Pour bien comprendre où Kepler veut nous emmener, il faut identifier la structure de cette œuvre composée de cinq livres :

  • Livre I : C’est un traité de géométrie où Kepler s’intéresse à la construction des polygones et à leurs propriétés.
  • Livre II : C’est un traité d’arithmétique sur les relations entre solides.
  • Livre III : C’est un traité de théorie de la musique sur l’origine de l’harmonie.
  • Livre IV : Il s’intéresse aux relations entre configurations astrologiques et harmonie.
  • Livre V : Il étudie la vitesse des planètes autour du Soleil et en tire les conséquences pour l’architecture du Système solaire.

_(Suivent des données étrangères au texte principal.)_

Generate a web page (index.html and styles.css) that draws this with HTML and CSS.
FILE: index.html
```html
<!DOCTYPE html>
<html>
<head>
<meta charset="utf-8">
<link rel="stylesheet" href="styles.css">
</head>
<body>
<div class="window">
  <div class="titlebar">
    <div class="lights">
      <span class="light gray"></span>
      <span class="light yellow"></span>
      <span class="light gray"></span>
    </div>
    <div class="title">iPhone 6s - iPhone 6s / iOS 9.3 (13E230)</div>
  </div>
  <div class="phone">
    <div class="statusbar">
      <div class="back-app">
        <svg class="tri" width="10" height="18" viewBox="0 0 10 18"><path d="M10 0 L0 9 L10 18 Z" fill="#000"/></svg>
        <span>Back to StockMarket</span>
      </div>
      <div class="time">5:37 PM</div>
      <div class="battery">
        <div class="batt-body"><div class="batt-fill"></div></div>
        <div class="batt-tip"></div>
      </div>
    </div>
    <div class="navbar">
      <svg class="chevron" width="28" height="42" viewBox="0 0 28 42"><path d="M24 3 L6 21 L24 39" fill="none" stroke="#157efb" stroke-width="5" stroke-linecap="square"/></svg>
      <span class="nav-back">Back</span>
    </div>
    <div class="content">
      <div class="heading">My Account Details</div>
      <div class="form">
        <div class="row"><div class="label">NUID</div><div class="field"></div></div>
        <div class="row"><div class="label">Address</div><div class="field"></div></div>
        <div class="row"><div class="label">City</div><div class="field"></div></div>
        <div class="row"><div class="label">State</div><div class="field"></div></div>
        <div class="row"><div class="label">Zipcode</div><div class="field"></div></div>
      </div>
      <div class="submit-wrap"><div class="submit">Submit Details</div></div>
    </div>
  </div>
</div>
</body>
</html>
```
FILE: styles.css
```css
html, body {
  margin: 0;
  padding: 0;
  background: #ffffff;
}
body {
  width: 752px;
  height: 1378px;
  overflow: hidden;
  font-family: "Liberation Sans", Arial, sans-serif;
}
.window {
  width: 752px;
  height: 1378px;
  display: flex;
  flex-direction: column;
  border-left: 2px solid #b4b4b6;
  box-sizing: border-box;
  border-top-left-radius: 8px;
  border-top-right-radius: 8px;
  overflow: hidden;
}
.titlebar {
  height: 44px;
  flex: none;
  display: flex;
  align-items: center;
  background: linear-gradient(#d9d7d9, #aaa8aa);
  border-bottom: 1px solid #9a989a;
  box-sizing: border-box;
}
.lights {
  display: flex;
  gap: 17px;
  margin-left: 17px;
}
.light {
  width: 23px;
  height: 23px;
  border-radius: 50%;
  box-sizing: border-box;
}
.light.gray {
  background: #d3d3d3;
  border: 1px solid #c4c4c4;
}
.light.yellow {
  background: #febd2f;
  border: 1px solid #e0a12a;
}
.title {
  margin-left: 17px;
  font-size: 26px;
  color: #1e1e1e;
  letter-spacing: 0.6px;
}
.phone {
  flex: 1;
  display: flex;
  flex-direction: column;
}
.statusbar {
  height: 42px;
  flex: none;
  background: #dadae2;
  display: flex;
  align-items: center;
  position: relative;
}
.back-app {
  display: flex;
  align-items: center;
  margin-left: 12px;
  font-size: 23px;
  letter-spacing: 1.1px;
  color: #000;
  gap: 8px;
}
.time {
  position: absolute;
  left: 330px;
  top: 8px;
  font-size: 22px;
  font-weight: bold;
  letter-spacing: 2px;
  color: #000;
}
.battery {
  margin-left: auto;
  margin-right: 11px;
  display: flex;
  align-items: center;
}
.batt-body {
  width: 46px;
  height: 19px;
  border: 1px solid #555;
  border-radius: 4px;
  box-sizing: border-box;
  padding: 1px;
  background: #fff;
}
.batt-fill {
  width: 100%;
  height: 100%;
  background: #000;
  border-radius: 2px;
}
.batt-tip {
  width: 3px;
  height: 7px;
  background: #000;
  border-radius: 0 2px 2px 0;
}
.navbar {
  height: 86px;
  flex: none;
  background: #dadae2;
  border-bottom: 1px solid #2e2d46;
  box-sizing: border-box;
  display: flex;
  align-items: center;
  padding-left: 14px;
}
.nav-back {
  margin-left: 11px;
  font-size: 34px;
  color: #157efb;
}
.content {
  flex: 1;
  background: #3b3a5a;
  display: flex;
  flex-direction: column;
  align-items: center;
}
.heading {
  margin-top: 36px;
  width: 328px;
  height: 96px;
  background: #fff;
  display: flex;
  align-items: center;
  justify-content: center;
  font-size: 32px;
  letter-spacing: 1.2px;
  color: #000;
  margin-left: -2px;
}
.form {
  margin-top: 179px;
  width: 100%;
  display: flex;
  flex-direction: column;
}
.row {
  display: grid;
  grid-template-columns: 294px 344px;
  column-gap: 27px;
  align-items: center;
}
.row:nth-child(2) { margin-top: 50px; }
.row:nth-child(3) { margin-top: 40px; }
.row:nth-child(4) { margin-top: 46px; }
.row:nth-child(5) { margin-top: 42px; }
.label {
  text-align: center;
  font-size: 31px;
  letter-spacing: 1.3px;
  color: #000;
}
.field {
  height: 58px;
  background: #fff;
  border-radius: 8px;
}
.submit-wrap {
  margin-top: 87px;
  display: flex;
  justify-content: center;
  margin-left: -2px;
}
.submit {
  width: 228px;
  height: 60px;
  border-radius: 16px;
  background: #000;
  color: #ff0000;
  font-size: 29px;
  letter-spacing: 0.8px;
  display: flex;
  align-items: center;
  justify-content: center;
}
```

Dans le livre III, il découvre une corrélation entre les rapports des orbites et la gamme pythagoricienne.

En conséquence, je pouvais mentalement présumer, même à partir des rapports des arcs excentriques diurnes, qu’il y avait des harmonies et des intervalles concordants entre ces mouvements apparents extrêmes des planètes simples, car j’ai vu que partout là-bas les racines carrées des rapports harmoniques étaient dominantes, mais savais que le rapport des mouvements apparents était le carré du rapport des mouvements excentriques. Mais il est possible que l’expérience ne soit que coïncidence.

Il réalise la correspondance complète entre données astronomiques et théorie musicale pour conclure :

En conséquence, des consonances parfaites se trouvent: entre les mouvements convergents de Saturne et de Jupiter, l’octave; entre les mouvements convergents de Jupiter et de Mars, l’octave et la tierce mineure environ; entre les mouvements convergents de Mars et de la Terre, la quinte; entre leur périhélie, la sixte mineure; entre les mouvements extrêmes convergents de Vénus et Mercure, la sixte majeure; entre le divergent ou même entre le périhélique, la double octave.

Il remarque que tout polygone régulier est inscrit dans un cercle. Si on considère que le cercle est une corde capable de vibrer, chaque polygone en fournit une division et donc une note. Kepler donne comme règle que seuls les polygones constructibles à la règle et au compas sont admissibles. Cette corde vibrante circulaire permet de construire plusieurs rapports numériques.

Le livre V lui permet d’associer les vitesses des planètes à une note de musique. Le mouvement elliptique de la planète fournit un motif dont l’étendue entre sa note la plus grave et la plus aigüe dépend de son excentricité et de la durée de sa période.

En ce qui concerne la Terre, son « mouvement varie dans un demi-ton ». Il explique que « la Terre chante mi fa mi ». En notation moderne, la mélodie planétaire correspond au schéma suivant :

partition planétaire

Mais Kepler ne s’arrête pas là et propose d’associer des voix à chaque planète :

  • Mercure est soprano ;
  • La Terre et Venus des altos ;
  • Mars un ténor ;
  • Jupiter et Saturne des basses.

Mais il précise :

Les voix et les sons n’existent pas dans le ciel, à cause de la tranquillité des mouvements.

Les idées de Kepler seront utilisées par la suite par divers compositeurs. Jean Baptiste Lully les utilise pour son Ballet des Planètes (1676). Joseph Haydn fait de même dans l’opéra Il mondo della Luna en 1777, ou encore Gustav Holst en 1917 dans sa symphonie Les planètes.

Pour un voyage plus moderne, Willie Ruff et John Rodgers ont créé en 2008 The harmony of the world qui est un voyage cosmique du Soleil vers Pluton en utilisant les lignes képlériennes.


Bibliographie

  • Bracher K. et al., « The biographical encyclopedia of astronomers », p. 620
  • Kepler J. « Harmonices Mundi », traduit en anglais par Charles Glenn Wallis, 1939.
  • Uzan J.-P., « L’harmonie secrète de l’Univers », Champs Sciences, 2017.